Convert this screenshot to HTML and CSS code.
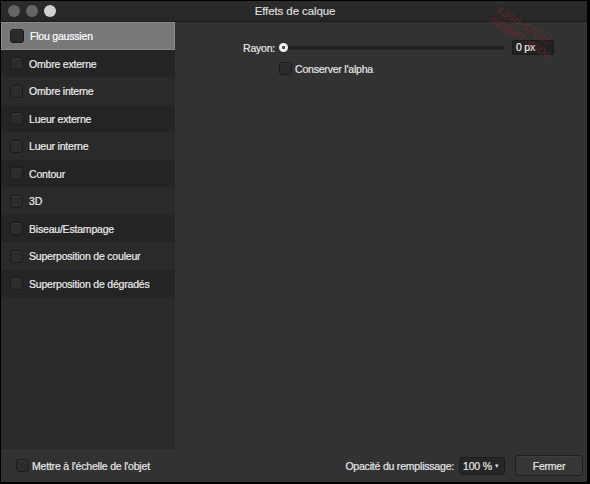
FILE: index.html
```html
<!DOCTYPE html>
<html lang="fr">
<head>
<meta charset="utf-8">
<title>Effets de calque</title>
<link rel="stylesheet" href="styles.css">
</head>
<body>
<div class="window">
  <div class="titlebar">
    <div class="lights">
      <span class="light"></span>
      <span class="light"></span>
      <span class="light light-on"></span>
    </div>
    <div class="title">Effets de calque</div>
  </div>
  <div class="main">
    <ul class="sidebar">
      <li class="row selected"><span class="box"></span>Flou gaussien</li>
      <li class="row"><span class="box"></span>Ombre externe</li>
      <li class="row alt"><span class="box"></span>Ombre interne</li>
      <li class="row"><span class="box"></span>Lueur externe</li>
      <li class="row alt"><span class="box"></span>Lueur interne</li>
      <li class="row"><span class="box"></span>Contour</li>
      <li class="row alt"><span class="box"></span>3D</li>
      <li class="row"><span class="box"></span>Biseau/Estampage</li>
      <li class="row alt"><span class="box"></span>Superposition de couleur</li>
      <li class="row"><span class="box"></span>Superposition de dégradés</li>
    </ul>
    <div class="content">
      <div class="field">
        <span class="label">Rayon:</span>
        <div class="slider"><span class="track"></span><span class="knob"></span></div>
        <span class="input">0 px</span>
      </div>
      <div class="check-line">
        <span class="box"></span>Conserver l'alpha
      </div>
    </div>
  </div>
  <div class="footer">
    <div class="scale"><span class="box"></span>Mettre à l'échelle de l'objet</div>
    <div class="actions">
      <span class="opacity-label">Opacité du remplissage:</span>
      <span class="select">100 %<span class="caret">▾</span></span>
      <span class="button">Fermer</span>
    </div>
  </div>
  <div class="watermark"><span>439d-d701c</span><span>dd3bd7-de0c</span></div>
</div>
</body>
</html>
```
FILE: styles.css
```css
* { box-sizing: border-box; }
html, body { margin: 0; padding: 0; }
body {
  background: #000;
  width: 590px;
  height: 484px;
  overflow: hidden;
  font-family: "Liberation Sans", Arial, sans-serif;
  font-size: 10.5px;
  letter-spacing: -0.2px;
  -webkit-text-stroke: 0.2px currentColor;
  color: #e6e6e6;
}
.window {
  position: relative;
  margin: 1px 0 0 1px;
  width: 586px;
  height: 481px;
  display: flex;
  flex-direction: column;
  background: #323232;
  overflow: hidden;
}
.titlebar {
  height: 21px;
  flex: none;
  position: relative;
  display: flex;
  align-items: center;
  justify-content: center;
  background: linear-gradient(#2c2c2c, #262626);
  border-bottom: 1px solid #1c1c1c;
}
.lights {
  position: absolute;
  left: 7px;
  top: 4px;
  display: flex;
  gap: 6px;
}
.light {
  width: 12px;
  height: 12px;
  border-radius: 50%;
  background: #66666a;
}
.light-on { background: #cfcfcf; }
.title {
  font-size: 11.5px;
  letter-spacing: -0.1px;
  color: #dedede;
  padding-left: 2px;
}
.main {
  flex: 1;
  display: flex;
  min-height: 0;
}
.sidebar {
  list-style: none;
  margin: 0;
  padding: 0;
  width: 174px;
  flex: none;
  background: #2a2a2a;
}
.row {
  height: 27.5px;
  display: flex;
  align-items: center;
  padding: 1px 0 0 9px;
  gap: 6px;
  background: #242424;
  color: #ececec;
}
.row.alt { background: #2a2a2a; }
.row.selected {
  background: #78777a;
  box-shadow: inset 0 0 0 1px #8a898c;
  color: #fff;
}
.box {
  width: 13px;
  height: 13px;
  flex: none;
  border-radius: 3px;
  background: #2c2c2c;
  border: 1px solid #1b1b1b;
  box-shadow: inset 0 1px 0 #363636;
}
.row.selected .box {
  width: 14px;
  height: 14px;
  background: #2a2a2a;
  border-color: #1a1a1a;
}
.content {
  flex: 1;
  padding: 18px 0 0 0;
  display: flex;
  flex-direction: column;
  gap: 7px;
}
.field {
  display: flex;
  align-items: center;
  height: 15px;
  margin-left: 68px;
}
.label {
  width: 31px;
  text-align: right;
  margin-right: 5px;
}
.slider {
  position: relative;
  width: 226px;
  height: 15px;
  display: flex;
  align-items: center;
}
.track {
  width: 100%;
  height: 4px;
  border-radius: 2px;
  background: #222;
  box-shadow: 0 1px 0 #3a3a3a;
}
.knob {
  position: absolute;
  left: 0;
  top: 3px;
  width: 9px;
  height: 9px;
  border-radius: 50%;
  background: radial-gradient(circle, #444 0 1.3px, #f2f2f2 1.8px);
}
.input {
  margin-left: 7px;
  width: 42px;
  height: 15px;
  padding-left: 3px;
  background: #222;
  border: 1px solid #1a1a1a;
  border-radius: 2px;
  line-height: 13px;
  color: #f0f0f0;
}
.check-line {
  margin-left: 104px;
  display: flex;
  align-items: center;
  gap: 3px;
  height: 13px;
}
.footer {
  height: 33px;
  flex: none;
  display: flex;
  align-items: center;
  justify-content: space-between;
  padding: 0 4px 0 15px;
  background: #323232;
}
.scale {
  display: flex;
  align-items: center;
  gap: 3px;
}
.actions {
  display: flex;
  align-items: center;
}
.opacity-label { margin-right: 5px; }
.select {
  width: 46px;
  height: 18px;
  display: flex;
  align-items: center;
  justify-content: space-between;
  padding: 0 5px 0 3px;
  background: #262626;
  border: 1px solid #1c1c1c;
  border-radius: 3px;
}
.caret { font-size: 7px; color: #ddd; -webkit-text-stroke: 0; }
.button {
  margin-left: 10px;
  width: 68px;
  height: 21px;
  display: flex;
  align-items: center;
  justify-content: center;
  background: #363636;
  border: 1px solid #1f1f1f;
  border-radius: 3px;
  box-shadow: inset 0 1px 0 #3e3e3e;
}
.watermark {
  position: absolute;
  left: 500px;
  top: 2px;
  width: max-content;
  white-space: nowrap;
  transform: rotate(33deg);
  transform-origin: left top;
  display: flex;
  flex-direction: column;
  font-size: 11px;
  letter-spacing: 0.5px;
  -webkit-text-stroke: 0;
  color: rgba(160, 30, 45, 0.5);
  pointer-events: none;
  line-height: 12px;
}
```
+ + +
Exercise brief = Restate the whole of the material word for word without the pictures.

Written solution =
Convert this screenshot to HTML and CSS code.
FILE: index.html
```html
<!DOCTYPE html>
<html lang="fr">
<head>
<meta charset="utf-8">
<title>Effets de calque</title>
<link rel="stylesheet" href="styles.css">
</head>
<body>
<div class="window">
  <div class="titlebar">
    <div class="lights">
      <span class="light"></span>
      <span class="light"></span>
      <span class="light light-on"></span>
    </div>
    <div class="title">Effets de calque</div>
  </div>
  <div class="main">
    <ul class="sidebar">
      <li class="row selected"><span class="box"></span>Flou gaussien</li>
      <li class="row"><span class="box"></span>Ombre externe</li>
      <li class="row alt"><span class="box"></span>Ombre interne</li>
      <li class="row"><span class="box"></span>Lueur externe</li>
      <li class="row alt"><span class="box"></span>Lueur interne</li>
      <li class="row"><span class="box"></span>Contour</li>
      <li class="row alt"><span class="box"></span>3D</li>
      <li class="row"><span class="box"></span>Biseau/Estampage</li>
      <li class="row alt"><span class="box"></span>Superposition de couleur</li>
      <li class="row"><span class="box"></span>Superposition de dégradés</li>
    </ul>
    <div class="content">
      <div class="field">
        <span class="label">Rayon:</span>
        <div class="slider"><span class="track"></span><span class="knob"></span></div>
        <span class="input">0 px</span>
      </div>
      <div class="check-line">
        <span class="box"></span>Conserver l'alpha
      </div>
    </div>
  </div>
  <div class="footer">
    <div class="scale"><span class="box"></span>Mettre à l'échelle de l'objet</div>
    <div class="actions">
      <span class="opacity-label">Opacité du remplissage:</span>
      <span class="select">100 %<span class="caret">▾</span></span>
      <span class="button">Fermer</span>
    </div>
  </div>
  <div class="watermark"><span>439d-d701c</span><span>dd3bd7-de0c</span></div>
</div>
</body>
</html>
```
FILE: styles.css
```css
* { box-sizing: border-box; }
html, body { margin: 0; padding: 0; }
body {
  background: #000;
  width: 590px;
  height: 484px;
  overflow: hidden;
  font-family: "Liberation Sans", Arial, sans-serif;
  font-size: 10.5px;
  letter-spacing: -0.2px;
  -webkit-text-stroke: 0.2px currentColor;
  color: #e6e6e6;
}
.window {
  position: relative;
  margin: 1px 0 0 1px;
  width: 586px;
  height: 481px;
  display: flex;
  flex-direction: column;
  background: #323232;
  overflow: hidden;
}
.titlebar {
  height: 21px;
  flex: none;
  position: relative;
  display: flex;
  align-items: center;
  justify-content: center;
  background: linear-gradient(#2c2c2c, #262626);
  border-bottom: 1px solid #1c1c1c;
}
.lights {
  position: absolute;
  left: 7px;
  top: 4px;
  display: flex;
  gap: 6px;
}
.light {
  width: 12px;
  height: 12px;
  border-radius: 50%;
  background: #66666a;
}
.light-on { background: #cfcfcf; }
.title {
  font-size: 11.5px;
  letter-spacing: -0.1px;
  color: #dedede;
  padding-left: 2px;
}
.main {
  flex: 1;
  display: flex;
  min-height: 0;
}
.sidebar {
  list-style: none;
  margin: 0;
  padding: 0;
  width: 174px;
  flex: none;
  background: #2a2a2a;
}
.row {
  height: 27.5px;
  display: flex;
  align-items: center;
  padding: 1px 0 0 9px;
  gap: 6px;
  background: #242424;
  color: #ececec;
}
.row.alt { background: #2a2a2a; }
.row.selected {
  background: #78777a;
  box-shadow: inset 0 0 0 1px #8a898c;
  color: #fff;
}
.box {
  width: 13px;
  height: 13px;
  flex: none;
  border-radius: 3px;
  background: #2c2c2c;
  border: 1px solid #1b1b1b;
  box-shadow: inset 0 1px 0 #363636;
}
.row.selected .box {
  width: 14px;
  height: 14px;
  background: #2a2a2a;
  border-color: #1a1a1a;
}
.content {
  flex: 1;
  padding: 18px 0 0 0;
  display: flex;
  flex-direction: column;
  gap: 7px;
}
.field {
  display: flex;
  align-items: center;
  height: 15px;
  margin-left: 68px;
}
.label {
  width: 31px;
  text-align: right;
  margin-right: 5px;
}
.slider {
  position: relative;
  width: 226px;
  height: 15px;
  display: flex;
  align-items: center;
}
.track {
  width: 100%;
  height: 4px;
  border-radius: 2px;
  background: #222;
  box-shadow: 0 1px 0 #3a3a3a;
}
.knob {
  position: absolute;
  left: 0;
  top: 3px;
  width: 9px;
  height: 9px;
  border-radius: 50%;
  background: radial-gradient(circle, #444 0 1.3px, #f2f2f2 1.8px);
}
.input {
  margin-left: 7px;
  width: 42px;
  height: 15px;
  padding-left: 3px;
  background: #222;
  border: 1px solid #1a1a1a;
  border-radius: 2px;
  line-height: 13px;
  color: #f0f0f0;
}
.check-line {
  margin-left: 104px;
  display: flex;
  align-items: center;
  gap: 3px;
  height: 13px;
}
.footer {
  height: 33px;
  flex: none;
  display: flex;
  align-items: center;
  justify-content: space-between;
  padding: 0 4px 0 15px;
  background: #323232;
}
.scale {
  display: flex;
  align-items: center;
  gap: 3px;
}
.actions {
  display: flex;
  align-items: center;
}
.opacity-label { margin-right: 5px; }
.select {
  width: 46px;
  height: 18px;
  display: flex;
  align-items: center;
  justify-content: space-between;
  padding: 0 5px 0 3px;
  background: #262626;
  border: 1px solid #1c1c1c;
  border-radius: 3px;
}
.caret { font-size: 7px; color: #ddd; -webkit-text-stroke: 0; }
.button {
  margin-left: 10px;
  width: 68px;
  height: 21px;
  display: flex;
  align-items: center;
  justify-content: center;
  background: #363636;
  border: 1px solid #1f1f1f;
  border-radius: 3px;
  box-shadow: inset 0 1px 0 #3e3e3e;
}
.watermark {
  position: absolute;
  left: 500px;
  top: 2px;
  width: max-content;
  white-space: nowrap;
  transform: rotate(33deg);
  transform-origin: left top;
  display: flex;
  flex-direction: column;
  font-size: 11px;
  letter-spacing: 0.5px;
  -webkit-text-stroke: 0;
  color: rgba(160, 30, 45, 0.5);
  pointer-events: none;
  line-height: 12px;
}
```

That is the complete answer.